Des dons de vêtements aux chiffons et aux produits d’exportation

La plupart des gens déposent leurs vieux vêtements dans les conteneurs pour la collecte de textiles usagés, les retournent au magasin ou les donnent. Mais seule une petite partie de ces vêtements est revendue dans le pays. Une partie est transformée en produits de moindre qualité, comme des chiffons, et plus de la moitié est exportée pour être « réutilisée », généralement en Afrique de l’Est, et de l’Ouest et en Europe de l’Est.

Le Nord externalise donc les problèmes de surconsommation liés à la fast fashion en exportant des vêtements usagés vers les pays du Sud, alors qu’ils ne disposent pas des infrastructures nécessaires pour y faire face.

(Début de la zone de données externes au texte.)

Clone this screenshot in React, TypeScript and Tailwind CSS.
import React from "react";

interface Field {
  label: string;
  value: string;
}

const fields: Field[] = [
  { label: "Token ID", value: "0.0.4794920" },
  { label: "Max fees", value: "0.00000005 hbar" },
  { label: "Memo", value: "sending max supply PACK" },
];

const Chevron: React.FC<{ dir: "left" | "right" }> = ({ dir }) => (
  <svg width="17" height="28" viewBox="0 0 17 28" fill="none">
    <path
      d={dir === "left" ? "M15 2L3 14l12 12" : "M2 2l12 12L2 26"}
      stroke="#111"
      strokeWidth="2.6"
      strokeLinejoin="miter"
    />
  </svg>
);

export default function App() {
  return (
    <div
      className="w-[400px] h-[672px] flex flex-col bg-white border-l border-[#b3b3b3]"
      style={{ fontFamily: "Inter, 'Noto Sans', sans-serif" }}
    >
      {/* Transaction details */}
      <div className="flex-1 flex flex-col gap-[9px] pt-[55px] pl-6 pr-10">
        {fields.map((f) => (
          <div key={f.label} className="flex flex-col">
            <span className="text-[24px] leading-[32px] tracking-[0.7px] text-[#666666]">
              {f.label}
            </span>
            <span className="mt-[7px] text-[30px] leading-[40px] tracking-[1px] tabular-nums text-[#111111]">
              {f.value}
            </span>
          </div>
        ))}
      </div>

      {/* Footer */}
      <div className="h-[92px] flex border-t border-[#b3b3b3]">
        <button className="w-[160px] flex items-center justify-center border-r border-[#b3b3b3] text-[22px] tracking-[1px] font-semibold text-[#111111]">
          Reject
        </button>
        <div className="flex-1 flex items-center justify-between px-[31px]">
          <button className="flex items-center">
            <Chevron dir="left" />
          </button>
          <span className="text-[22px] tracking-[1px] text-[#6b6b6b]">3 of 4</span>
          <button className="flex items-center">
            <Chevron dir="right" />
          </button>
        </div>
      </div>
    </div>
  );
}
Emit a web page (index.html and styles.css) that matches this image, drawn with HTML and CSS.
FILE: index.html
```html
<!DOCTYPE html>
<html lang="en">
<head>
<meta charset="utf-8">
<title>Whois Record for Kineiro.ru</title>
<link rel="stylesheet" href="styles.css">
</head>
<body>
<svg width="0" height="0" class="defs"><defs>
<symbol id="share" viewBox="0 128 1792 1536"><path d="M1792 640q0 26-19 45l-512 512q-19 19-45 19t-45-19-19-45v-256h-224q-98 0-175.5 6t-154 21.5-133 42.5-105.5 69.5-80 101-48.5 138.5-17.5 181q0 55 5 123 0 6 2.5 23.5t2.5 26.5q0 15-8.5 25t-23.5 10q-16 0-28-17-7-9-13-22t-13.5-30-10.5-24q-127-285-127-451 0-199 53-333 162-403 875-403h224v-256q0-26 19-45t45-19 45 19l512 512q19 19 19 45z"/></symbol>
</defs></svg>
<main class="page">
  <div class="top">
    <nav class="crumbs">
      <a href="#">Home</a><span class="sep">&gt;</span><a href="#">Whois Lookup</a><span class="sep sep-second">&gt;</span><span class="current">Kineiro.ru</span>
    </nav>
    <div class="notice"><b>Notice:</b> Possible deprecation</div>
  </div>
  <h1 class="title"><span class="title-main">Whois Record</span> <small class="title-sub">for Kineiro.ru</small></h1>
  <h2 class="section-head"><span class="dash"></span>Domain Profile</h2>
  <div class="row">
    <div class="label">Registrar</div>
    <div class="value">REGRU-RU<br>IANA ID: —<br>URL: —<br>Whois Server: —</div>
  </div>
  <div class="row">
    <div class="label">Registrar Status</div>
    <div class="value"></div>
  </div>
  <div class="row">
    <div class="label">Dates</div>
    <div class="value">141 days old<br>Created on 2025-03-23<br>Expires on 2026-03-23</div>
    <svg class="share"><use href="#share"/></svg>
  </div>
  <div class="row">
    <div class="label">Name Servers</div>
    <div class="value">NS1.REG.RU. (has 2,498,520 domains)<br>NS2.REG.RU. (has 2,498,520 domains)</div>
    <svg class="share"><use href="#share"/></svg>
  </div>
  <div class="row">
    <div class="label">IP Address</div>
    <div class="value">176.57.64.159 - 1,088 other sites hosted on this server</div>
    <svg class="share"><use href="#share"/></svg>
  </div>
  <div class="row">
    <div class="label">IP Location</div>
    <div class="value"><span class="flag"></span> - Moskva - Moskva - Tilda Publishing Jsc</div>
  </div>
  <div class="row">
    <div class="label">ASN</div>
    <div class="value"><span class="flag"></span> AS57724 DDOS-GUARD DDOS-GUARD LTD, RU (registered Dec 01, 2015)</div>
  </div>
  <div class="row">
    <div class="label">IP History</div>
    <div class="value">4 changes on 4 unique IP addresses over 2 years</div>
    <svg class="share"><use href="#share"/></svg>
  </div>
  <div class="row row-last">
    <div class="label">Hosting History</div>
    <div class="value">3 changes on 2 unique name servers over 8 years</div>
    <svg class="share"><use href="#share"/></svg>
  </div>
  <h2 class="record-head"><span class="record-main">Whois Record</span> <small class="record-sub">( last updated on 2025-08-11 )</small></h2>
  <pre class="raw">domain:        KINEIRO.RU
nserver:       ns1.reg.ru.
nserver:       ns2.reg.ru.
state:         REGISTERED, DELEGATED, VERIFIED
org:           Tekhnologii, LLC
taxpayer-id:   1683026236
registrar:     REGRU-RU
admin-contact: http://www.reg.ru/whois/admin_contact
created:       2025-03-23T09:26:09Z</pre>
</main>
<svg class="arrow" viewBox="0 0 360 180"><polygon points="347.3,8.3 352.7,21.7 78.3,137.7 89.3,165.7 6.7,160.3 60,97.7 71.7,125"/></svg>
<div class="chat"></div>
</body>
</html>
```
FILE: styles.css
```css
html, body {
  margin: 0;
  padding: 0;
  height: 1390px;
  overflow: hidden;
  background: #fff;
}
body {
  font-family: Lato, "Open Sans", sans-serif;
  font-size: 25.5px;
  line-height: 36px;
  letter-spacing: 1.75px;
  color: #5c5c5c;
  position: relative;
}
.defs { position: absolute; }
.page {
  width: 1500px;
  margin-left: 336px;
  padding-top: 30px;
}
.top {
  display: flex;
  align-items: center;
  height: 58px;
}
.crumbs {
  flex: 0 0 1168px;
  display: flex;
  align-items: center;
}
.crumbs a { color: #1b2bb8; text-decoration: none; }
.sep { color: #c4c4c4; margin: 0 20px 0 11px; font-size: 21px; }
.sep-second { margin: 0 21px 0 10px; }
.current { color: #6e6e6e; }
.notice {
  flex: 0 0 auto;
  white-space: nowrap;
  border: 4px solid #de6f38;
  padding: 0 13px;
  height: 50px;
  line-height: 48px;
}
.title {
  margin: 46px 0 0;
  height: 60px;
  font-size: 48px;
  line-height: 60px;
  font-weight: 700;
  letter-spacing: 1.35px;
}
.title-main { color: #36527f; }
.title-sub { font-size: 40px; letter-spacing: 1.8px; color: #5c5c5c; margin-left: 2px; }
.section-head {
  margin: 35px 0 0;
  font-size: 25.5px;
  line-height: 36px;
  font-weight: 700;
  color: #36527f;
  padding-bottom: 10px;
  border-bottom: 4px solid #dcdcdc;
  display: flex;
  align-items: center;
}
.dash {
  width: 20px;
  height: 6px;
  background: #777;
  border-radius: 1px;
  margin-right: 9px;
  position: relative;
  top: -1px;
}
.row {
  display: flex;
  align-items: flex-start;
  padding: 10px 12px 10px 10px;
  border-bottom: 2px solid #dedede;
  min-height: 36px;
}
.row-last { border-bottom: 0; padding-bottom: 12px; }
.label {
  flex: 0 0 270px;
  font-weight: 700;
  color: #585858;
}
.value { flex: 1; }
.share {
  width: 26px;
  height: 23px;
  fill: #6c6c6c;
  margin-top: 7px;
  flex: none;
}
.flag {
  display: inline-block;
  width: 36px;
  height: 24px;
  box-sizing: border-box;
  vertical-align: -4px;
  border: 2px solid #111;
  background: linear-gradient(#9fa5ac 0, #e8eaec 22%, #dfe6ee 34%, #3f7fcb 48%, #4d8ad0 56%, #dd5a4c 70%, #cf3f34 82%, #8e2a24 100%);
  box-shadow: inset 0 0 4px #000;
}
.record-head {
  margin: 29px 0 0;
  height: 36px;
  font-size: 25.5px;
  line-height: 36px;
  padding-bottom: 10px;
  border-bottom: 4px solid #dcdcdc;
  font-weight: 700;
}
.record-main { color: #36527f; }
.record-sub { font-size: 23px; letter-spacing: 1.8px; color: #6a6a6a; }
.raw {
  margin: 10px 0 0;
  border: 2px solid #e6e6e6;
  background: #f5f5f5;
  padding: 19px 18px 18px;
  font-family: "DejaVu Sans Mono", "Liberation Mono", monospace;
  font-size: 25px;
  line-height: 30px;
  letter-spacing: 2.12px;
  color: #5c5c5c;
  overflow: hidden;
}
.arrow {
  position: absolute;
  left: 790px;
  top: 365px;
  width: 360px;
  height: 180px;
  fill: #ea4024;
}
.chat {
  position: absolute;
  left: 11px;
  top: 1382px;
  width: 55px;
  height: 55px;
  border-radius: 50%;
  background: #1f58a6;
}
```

Près de la moitié des textiles sont des déchets

Les entreprises de fast-fashion produisent toujours plus de vêtements. C’est pourquoi les pays occidentaux exportent des quantités toujours plus importantes de vêtements usagés vers le Sud. En 2019, le Kenya a importé 185’000 tonnes de vêtements usagés. Près de 30 à 40% de ces textiles sont en fait des déchets : ils sont de mauvaise qualité, en lambeau ou sales. Ces déchets textiles sont jetés dans l’environnement, brûlés ou finissent dans d’énormes décharges comme celle de Dandora par exemple. Les conséquences sont effrayantes : quiconque se déplace du marché de vêtements de Gikomba vers le fleuve Nairobi tout proche marche littéralement sur des déchets textiles. Ceux-ci s’amoncellent sur les rives du fleuve, tombent dans l’eau et sont transportés en aval…

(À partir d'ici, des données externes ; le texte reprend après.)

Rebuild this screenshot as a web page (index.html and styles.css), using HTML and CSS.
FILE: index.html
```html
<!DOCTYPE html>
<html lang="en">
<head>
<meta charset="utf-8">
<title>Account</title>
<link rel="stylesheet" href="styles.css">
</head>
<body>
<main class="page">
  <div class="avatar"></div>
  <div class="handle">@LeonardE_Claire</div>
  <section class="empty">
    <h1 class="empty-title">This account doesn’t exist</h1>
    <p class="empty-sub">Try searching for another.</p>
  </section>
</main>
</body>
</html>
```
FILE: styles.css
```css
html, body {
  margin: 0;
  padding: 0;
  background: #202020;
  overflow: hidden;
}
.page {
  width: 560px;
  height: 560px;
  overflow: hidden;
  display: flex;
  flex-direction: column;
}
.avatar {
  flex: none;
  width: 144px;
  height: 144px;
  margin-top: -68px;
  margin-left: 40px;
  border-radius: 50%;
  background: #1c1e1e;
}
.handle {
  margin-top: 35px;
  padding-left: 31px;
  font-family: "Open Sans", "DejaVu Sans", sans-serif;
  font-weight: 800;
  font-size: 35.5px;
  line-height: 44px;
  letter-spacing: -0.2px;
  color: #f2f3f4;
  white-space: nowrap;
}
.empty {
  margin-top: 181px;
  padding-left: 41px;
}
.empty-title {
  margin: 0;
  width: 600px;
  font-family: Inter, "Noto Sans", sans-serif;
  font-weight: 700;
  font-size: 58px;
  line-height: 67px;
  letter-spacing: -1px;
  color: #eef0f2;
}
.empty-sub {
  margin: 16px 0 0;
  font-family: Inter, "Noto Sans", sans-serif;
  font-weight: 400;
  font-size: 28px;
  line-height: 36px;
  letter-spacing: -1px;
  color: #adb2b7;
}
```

Jusqu’à 69% des fibres des vêtements sont en matière synthétique (surtout le polyester). Cela signifie qu’elles sont composées de plastique à base de pétrole et qu’elles ne sont pas biodégradables. Elles restent dans l’environnement sous forme de microfibres plastiques et entrent dans la chaîne alimentaire humaine, polluent l’air et mettent en danger la santé des gens lorsqu’elles sont brûlées à l’air libre.

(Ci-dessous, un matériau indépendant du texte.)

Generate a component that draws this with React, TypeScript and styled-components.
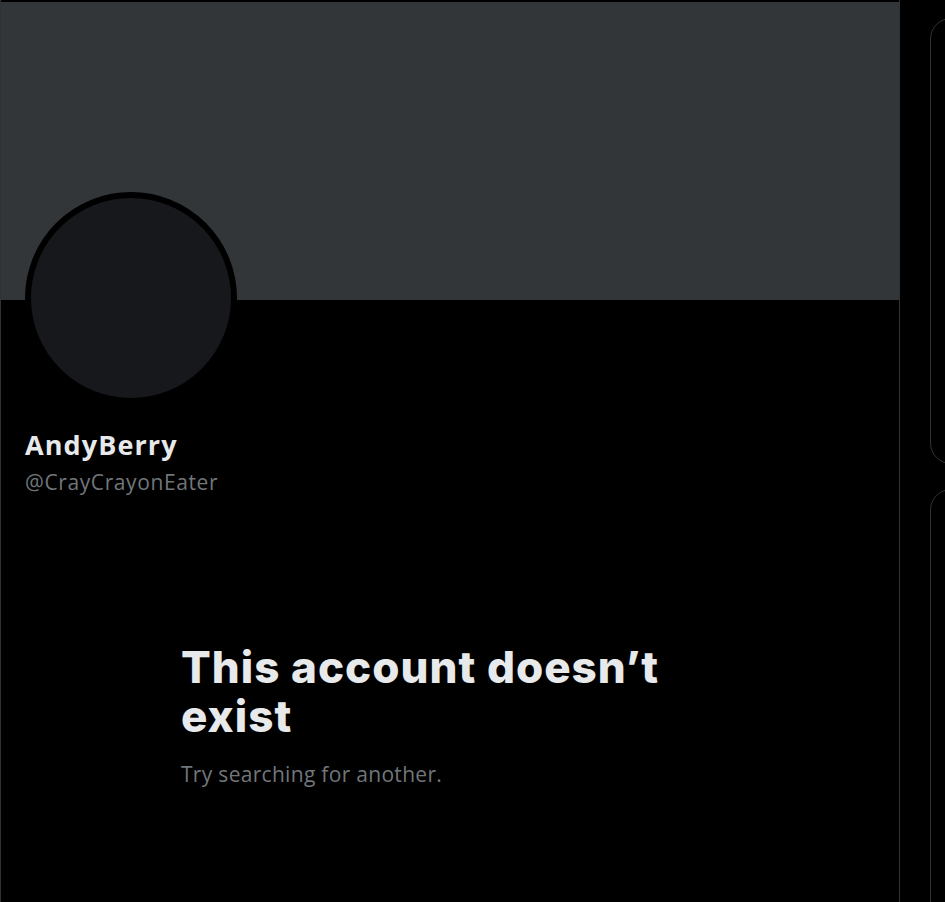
import React from "react";
import styled, { createGlobalStyle } from "styled-components";

const Global = createGlobalStyle`
  html, body { margin: 0; padding: 0; background: #000; }
  body { font-family: "Open Sans", "Noto Sans", "Liberation Sans", sans-serif; color: #e7e9ea; }
  #root { height: 902px; overflow: hidden; }
`;

const Page = styled.div`
  display: flex;
  height: 902px;
  background: #000;
`;

const Main = styled.main`
  width: 898px;
  flex: none;
  border-left: 1px solid #2f3336;
  border-right: 1px solid #2f3336;
  padding-top: 2px;
  display: flex;
  flex-direction: column;
`;

const Banner = styled.div`
  height: 298px;
  background: #333639;
`;

const ProfileHead = styled.div`
  padding: 0 24px;
  display: flex;
  flex-direction: column;
`;

const Avatar = styled.div`
  width: 200px;
  height: 200px;
  margin-top: -108px;
  border-radius: 50%;
  border: 6px solid #000;
  background: #16181c;
`;

const Name = styled.div`
  margin-top: 24px;
  font-size: 27px;
  font-weight: 700;
  line-height: 34px;
  letter-spacing: 1.1px;
  color: #e7e9ea;
`;

const Handle = styled.div`
  font-size: 21px;
  line-height: 40px;
  letter-spacing: 0.6px;
  color: #71767b;
`;

const Empty = styled.section`
  padding: 141px 0 0 180px;
  width: 560px;
  display: flex;
  flex-direction: column;
`;

const Headline = styled.h1`
  margin: 0;
  font-family: "Inter", "Open Sans", sans-serif;
  font-weight: 800;
  font-size: 44px;
  line-height: 49px;
  letter-spacing: 1px;
  color: #e7e9ea;
`;

const Sub = styled.p`
  margin: 20px 0 0;
  font-size: 21px;
  line-height: 26px;
  letter-spacing: 0.3px;
  color: #71767b;
`;

const Sidebar = styled.aside`
  flex: 1;
  padding: 18px 0 0 30px;
  display: flex;
  flex-direction: column;
  gap: 25px;
  overflow: hidden;
`;

const Card = styled.div<{ $h: number }>`
  box-sizing: border-box;
  height: ${(p) => p.$h}px;
  width: 400px;
  border: 1px solid #2f3336;
  border-radius: 21px;
  flex: none;
`;

export default function App() {
  return (
    <>
      <Global />
      <Page>
        <Main>
          <Banner />
          <ProfileHead>
            <Avatar />
            <Name>AndyBerry</Name>
            <Handle>@CrayCrayonEater</Handle>
          </ProfileHead>
          <Empty>
            <Headline>This account doesn’t exist</Headline>
            <Sub>Try searching for another.</Sub>
          </Empty>
        </Main>
        <Sidebar>
          <Card $h={446} />
          <Card $h={600} />
        </Sidebar>
      </Page>
    </>
  );
}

Les vêtements comme article à usage unique

La tendance de la fast fashion a transformé les vêtements en articles jetables – comme les emballages à usage unique. Pour stopper le flux de déchets textiles qui sont envoyés dans le Sud, il n’y a qu’une solution : nous devons nous éloigner de la fast fashion.

Cela signifie que les marques de mode internationales doivent complètement transformer leurs modèles d’affaires linéaires. Pour pouvoir tenir leurs promesses en matière de durabilité, elles doivent produire moins de vêtements. En revanche, les vêtements doivent être de meilleure qualité, durables, réparables et réutilisables.


Mesure la plus efficace : porter ses vêtements plus longtemps

Une étude réalisée en mars 2022 a mesuré l’impact de l’allongement de la durée de vie de nos vêtements. Si tous les vêtements en Suisse étaient portés trois ans de plus, cela permettrait d’éviter 1,5 million de tonnes d’équivalents CO2. Cela correspond aux émissions de gaz à effet de serre d’un trajet en voiture de 7,4 milliards de kilomètres. Sans compter les impacts environnementaux liés à l’utilisation de produits chimiques toxiques et de pesticides dans la culture du coton et les impacts sociaux liés à l’exploitation des travailleurs et travailleuses de l’industrie textile.